▸ Prompt:
Of all the lines in this data, how many include "full"? Respond with the number only.

── Working data ──

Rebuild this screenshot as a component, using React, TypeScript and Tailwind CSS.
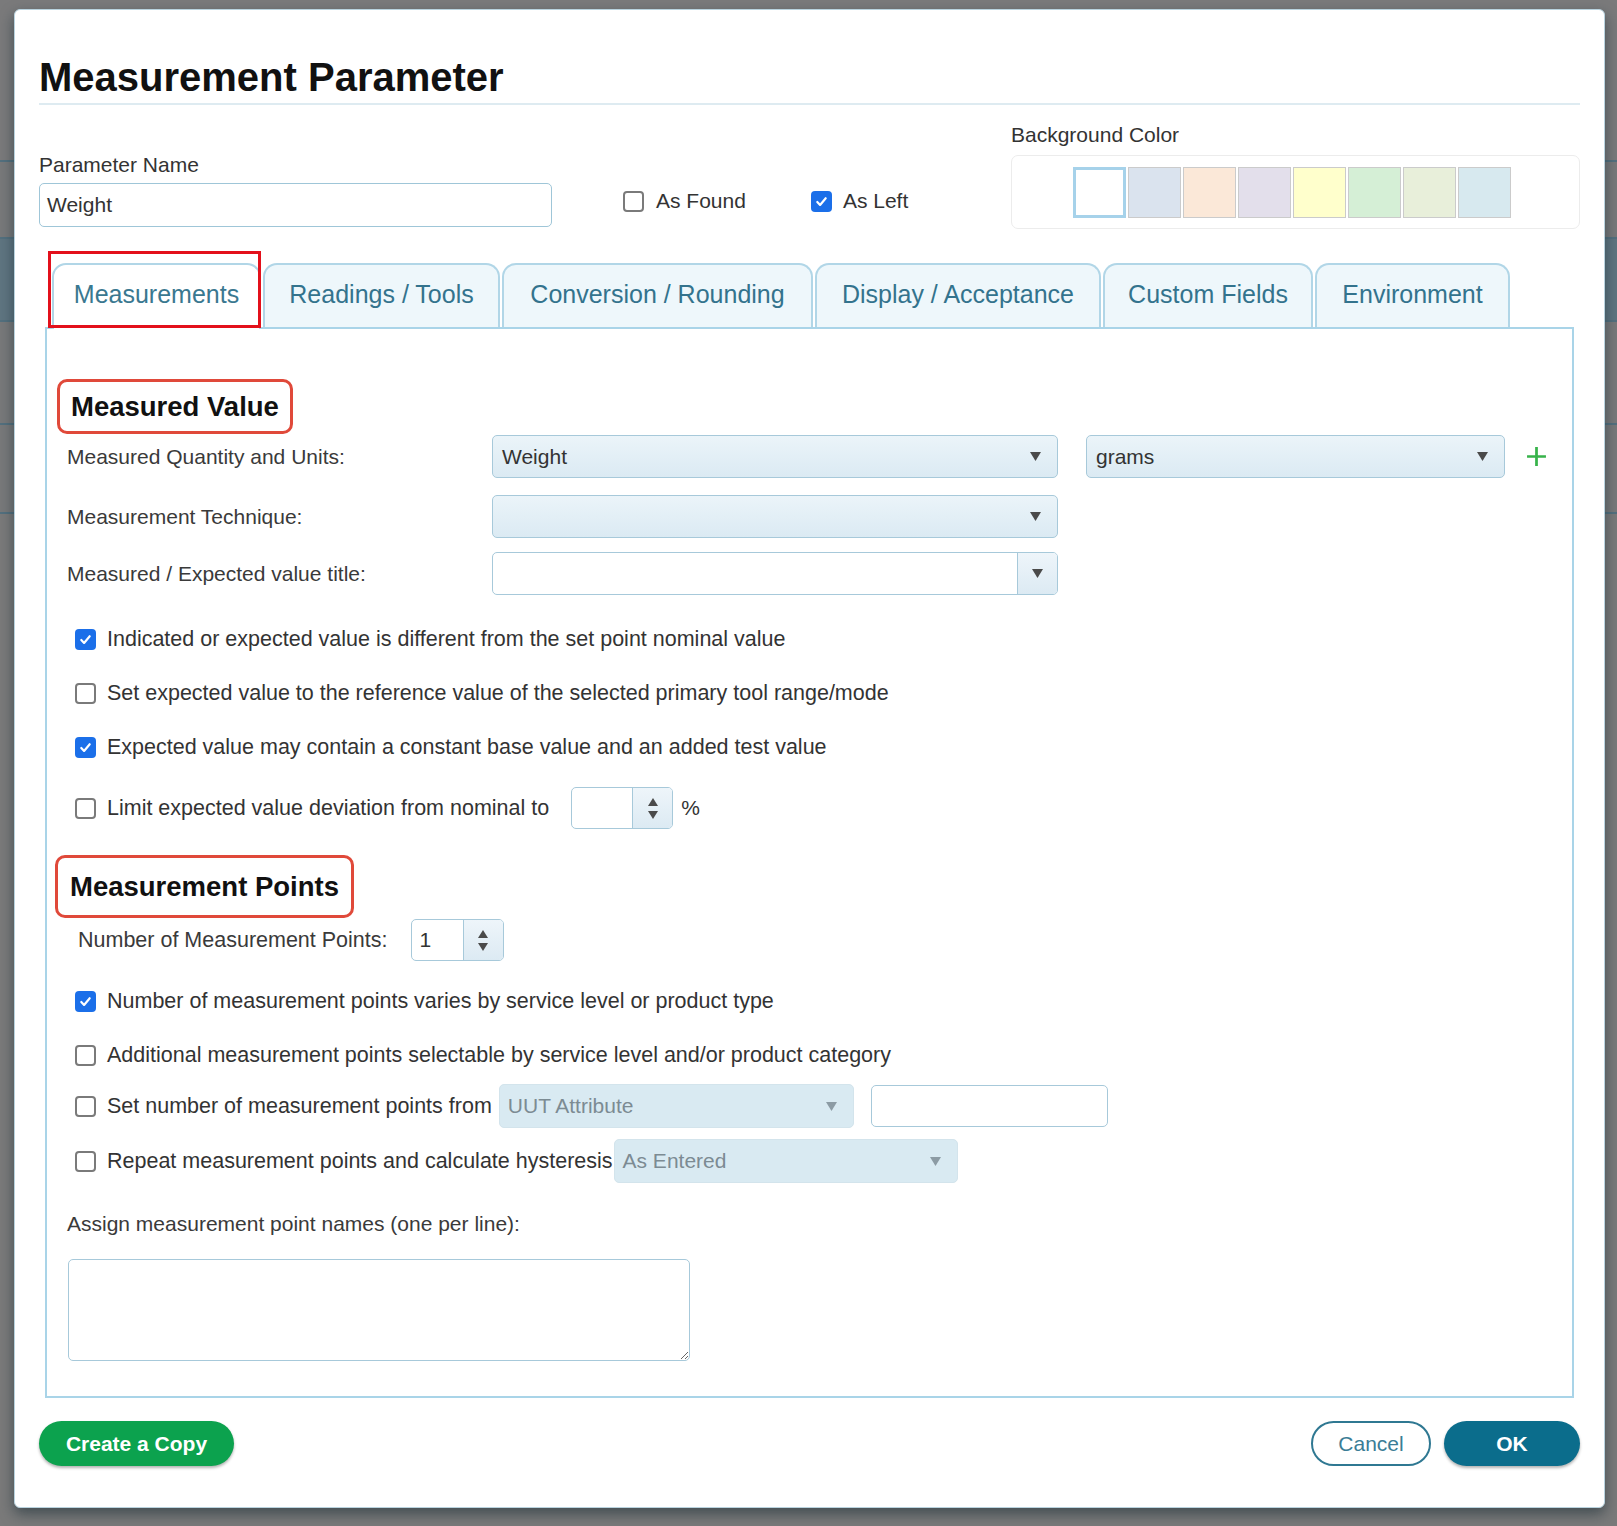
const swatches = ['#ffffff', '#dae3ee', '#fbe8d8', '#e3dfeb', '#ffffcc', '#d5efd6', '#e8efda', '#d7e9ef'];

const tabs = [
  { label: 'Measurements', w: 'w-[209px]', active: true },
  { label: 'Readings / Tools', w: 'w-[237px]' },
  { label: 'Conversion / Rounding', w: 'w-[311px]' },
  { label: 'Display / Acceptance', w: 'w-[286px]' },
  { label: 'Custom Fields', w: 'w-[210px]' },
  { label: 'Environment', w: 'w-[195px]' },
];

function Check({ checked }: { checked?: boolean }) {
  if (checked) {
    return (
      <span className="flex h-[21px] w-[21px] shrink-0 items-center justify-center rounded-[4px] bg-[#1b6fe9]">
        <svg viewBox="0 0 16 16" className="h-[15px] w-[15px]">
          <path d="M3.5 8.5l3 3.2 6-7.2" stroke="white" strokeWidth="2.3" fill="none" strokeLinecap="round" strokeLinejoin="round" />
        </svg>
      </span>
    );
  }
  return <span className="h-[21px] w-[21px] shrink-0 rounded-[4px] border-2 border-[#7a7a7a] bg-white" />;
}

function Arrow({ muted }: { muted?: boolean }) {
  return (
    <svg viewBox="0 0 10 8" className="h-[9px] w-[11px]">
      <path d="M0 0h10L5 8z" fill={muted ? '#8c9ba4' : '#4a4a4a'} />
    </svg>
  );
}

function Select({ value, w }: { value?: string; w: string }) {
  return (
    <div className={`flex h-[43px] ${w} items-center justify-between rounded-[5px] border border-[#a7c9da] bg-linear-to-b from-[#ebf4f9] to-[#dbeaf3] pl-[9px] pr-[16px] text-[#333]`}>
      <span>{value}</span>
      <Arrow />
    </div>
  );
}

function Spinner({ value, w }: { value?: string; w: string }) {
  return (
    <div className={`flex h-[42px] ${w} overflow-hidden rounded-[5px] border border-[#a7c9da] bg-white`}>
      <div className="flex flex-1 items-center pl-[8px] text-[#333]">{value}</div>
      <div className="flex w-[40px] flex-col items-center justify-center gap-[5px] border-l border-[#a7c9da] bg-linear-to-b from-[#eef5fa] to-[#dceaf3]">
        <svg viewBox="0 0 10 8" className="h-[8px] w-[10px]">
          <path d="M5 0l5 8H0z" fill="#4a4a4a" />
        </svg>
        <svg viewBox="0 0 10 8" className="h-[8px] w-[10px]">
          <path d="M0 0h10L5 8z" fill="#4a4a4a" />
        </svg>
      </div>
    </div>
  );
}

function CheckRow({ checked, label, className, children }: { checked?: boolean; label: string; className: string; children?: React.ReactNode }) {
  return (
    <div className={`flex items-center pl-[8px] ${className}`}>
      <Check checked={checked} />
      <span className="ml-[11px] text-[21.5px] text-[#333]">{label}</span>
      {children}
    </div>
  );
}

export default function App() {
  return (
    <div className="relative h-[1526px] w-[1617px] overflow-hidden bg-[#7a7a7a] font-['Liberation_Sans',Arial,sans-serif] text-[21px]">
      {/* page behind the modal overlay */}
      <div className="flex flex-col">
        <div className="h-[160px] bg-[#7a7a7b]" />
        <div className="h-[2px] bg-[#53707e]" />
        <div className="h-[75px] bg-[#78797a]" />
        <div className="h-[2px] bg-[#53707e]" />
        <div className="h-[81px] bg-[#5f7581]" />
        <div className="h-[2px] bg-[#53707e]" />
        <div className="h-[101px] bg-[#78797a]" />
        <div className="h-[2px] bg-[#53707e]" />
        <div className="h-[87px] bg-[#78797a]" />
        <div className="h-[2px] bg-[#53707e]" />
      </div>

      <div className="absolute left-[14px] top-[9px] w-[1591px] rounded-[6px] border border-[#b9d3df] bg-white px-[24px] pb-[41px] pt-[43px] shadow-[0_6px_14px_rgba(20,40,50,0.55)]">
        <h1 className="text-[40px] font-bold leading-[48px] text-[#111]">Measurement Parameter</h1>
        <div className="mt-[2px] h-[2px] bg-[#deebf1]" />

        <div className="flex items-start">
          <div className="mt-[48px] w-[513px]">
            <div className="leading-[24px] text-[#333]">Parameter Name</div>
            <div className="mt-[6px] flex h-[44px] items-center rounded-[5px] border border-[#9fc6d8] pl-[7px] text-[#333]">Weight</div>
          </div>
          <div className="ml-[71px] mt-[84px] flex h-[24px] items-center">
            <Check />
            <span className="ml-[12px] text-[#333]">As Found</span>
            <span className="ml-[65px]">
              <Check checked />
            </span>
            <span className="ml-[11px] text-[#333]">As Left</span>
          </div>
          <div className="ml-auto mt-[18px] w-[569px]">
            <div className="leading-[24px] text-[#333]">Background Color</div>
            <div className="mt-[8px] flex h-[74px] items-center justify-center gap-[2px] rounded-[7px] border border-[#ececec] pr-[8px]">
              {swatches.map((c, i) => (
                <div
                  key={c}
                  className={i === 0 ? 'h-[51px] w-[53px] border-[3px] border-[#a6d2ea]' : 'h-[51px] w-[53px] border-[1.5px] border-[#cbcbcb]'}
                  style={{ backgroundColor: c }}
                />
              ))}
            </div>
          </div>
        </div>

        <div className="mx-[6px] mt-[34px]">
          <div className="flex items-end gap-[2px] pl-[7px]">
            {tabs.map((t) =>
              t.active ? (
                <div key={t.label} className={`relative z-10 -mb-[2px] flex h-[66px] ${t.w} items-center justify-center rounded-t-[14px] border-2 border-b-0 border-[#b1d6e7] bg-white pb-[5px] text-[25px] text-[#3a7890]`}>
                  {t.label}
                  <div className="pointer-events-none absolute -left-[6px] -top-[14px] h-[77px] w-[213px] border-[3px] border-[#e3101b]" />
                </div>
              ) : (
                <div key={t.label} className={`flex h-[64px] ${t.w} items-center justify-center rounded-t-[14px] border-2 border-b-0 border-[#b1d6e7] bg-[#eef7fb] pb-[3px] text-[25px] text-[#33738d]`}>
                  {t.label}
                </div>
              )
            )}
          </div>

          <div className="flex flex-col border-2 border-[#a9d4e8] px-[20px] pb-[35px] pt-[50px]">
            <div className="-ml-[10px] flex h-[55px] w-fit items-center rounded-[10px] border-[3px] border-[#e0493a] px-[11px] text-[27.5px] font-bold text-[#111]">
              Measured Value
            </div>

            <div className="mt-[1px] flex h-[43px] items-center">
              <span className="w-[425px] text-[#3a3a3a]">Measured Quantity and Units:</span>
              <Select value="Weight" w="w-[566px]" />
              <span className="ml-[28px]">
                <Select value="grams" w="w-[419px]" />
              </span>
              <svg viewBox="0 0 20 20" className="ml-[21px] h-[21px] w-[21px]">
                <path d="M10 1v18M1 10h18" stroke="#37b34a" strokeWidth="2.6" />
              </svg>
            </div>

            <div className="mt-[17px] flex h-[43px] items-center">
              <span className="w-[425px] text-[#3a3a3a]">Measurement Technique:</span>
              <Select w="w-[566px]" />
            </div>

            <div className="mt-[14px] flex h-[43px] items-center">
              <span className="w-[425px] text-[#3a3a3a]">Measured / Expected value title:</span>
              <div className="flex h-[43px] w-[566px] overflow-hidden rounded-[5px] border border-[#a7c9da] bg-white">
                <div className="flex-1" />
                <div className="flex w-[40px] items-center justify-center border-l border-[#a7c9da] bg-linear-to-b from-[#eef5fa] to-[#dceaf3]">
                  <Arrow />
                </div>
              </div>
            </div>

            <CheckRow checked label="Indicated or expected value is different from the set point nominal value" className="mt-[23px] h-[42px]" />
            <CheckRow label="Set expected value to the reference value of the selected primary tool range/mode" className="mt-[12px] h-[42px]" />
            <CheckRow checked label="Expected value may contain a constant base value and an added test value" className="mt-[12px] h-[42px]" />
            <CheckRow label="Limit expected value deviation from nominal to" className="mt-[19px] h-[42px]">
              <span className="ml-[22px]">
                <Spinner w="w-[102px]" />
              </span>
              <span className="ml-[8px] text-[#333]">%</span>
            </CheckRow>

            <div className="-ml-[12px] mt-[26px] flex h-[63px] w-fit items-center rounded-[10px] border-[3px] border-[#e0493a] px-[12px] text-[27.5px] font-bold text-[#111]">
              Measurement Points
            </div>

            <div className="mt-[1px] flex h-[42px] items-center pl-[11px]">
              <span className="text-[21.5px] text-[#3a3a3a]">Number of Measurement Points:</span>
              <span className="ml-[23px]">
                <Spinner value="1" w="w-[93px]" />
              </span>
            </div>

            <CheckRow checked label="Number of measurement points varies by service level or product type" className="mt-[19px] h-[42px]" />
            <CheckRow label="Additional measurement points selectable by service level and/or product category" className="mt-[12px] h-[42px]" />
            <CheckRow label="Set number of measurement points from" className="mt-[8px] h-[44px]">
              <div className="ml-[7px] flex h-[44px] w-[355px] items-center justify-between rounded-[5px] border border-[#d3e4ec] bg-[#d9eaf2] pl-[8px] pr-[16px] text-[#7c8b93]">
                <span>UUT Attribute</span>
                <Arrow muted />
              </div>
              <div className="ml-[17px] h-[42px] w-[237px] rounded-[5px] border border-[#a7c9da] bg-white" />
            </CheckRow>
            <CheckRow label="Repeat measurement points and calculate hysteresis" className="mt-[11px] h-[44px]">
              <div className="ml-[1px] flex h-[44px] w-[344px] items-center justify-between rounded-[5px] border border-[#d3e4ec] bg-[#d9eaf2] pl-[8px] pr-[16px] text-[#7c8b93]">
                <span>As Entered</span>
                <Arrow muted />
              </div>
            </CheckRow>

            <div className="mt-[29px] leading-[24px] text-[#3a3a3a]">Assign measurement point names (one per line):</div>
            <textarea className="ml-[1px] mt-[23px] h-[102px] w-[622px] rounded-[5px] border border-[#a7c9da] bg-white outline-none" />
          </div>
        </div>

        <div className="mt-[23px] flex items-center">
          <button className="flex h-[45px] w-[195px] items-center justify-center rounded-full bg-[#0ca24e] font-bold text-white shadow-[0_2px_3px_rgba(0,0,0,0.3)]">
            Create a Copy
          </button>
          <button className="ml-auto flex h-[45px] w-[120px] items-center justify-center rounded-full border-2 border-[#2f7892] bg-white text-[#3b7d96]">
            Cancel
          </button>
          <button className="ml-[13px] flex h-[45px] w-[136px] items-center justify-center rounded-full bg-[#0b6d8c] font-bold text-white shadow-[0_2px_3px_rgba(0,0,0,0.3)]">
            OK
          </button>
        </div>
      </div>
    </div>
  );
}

───
── Working data ──

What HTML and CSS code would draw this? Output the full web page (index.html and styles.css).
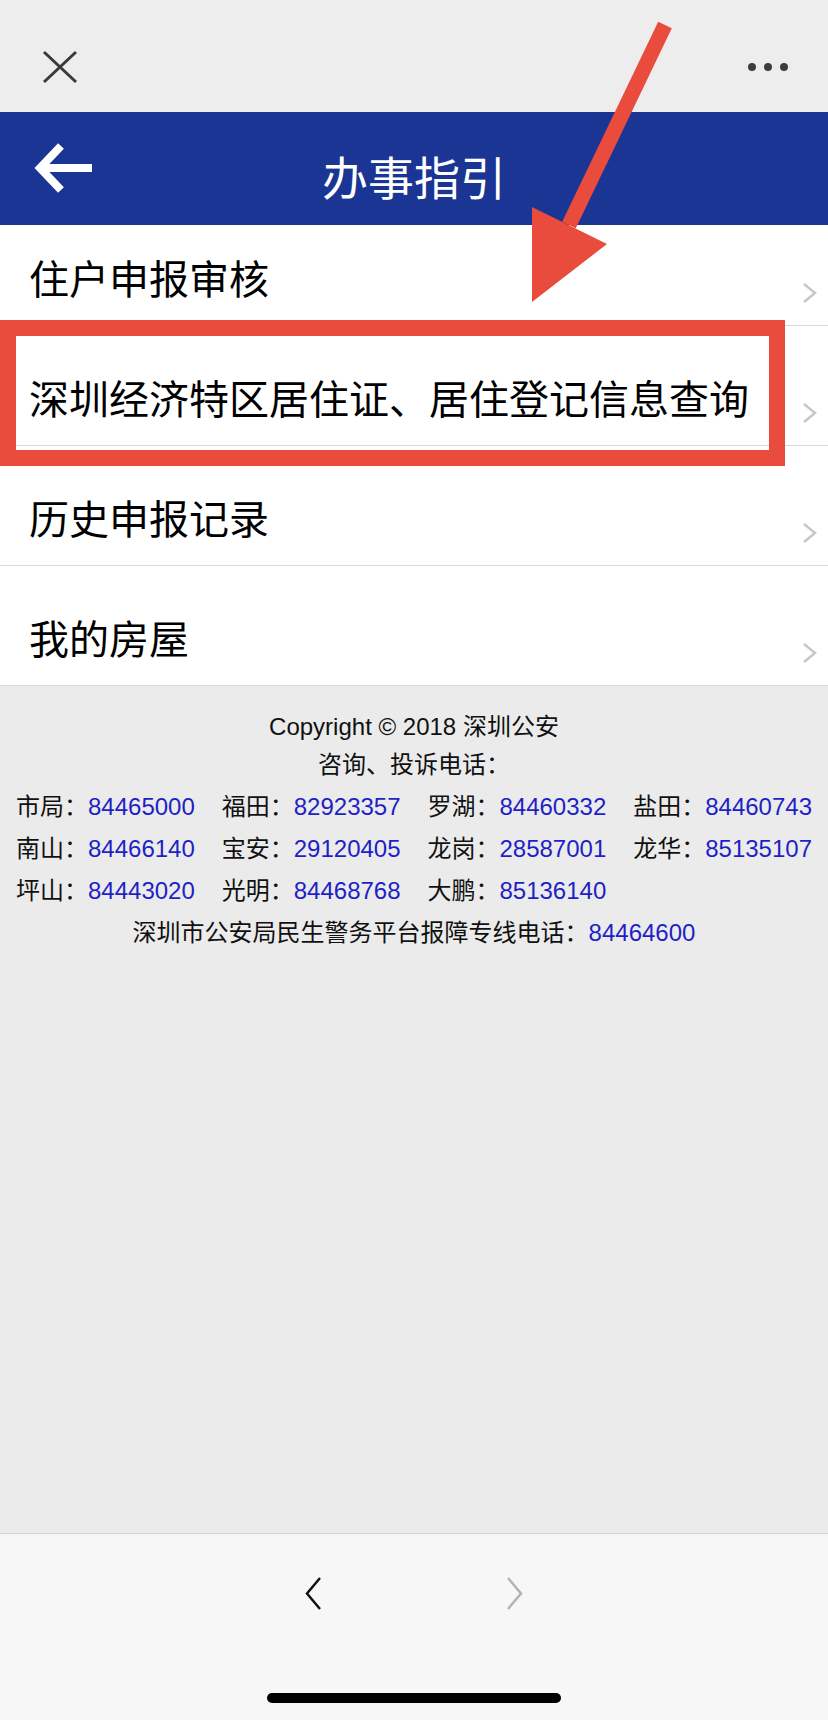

───
── Working data ──

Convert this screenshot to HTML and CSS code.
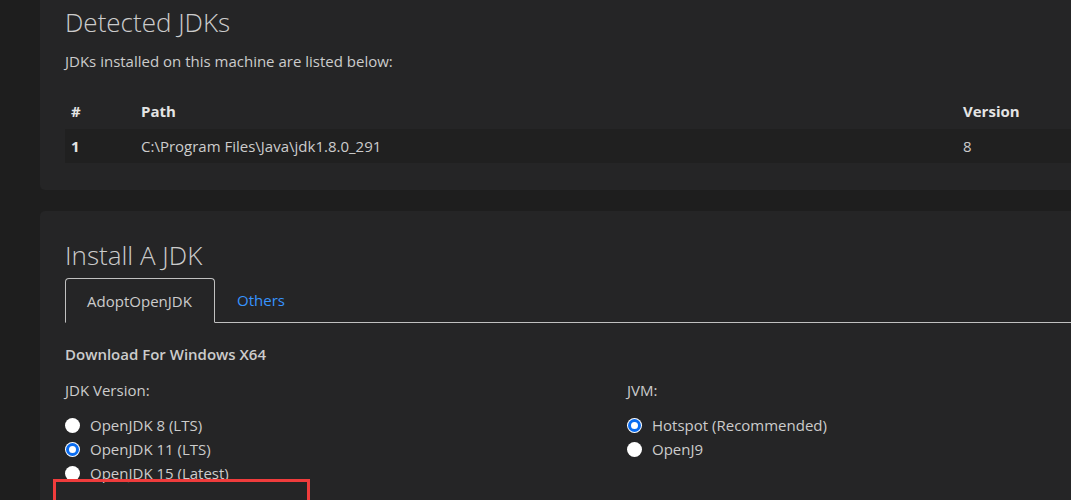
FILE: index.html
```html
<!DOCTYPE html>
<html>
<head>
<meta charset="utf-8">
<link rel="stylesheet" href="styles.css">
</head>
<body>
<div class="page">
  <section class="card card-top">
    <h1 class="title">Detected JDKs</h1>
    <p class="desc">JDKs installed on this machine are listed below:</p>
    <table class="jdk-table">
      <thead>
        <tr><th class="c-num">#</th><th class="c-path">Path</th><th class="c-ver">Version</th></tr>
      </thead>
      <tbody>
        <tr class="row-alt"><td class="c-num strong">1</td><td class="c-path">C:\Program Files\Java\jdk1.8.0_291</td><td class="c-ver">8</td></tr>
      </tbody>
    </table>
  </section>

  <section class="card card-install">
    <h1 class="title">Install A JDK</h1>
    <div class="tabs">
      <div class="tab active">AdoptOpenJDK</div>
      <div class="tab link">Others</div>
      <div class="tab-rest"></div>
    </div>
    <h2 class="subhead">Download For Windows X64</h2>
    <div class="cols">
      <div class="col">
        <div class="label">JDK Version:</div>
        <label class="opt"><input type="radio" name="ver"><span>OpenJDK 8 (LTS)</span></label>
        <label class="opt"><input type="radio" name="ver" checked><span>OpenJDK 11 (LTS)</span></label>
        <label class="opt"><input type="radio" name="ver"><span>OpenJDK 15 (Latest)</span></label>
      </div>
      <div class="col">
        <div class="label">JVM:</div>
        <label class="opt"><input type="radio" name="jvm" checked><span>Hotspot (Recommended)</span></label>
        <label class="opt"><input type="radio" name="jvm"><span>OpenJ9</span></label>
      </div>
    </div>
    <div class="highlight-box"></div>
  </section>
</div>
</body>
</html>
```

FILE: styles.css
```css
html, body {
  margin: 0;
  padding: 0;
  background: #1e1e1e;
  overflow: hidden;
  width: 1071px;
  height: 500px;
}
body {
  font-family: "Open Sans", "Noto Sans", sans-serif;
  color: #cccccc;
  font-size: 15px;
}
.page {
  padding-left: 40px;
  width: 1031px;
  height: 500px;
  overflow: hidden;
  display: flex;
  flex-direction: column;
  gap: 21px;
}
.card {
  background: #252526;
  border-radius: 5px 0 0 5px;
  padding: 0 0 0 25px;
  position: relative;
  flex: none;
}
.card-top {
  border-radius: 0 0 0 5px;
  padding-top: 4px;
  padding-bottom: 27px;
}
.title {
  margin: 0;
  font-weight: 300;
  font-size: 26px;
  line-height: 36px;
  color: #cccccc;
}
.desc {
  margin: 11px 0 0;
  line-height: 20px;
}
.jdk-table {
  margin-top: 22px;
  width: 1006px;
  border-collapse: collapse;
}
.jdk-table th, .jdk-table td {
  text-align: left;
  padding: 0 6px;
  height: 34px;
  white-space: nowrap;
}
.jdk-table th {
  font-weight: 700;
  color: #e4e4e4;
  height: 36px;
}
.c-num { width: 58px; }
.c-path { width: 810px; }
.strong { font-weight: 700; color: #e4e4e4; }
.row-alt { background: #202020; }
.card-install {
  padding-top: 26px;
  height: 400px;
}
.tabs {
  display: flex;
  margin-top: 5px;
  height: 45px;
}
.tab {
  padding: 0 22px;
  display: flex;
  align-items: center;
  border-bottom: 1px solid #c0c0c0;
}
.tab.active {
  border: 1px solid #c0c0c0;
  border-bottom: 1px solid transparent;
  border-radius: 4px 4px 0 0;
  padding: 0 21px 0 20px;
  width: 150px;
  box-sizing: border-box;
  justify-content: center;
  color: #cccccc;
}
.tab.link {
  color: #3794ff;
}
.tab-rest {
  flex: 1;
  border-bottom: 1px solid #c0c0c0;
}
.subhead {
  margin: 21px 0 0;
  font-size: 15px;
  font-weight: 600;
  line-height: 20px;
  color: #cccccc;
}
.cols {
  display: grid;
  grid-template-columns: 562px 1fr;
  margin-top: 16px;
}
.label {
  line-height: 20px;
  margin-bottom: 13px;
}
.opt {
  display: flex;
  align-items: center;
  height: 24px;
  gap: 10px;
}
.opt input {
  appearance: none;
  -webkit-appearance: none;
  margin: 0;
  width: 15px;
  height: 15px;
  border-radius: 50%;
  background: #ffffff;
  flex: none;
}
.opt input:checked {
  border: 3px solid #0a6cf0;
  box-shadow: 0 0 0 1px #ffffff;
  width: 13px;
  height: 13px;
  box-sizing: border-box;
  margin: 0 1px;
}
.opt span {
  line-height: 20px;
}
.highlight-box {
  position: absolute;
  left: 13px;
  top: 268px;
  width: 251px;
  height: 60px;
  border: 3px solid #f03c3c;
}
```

───

▸ Answer to the problem:
4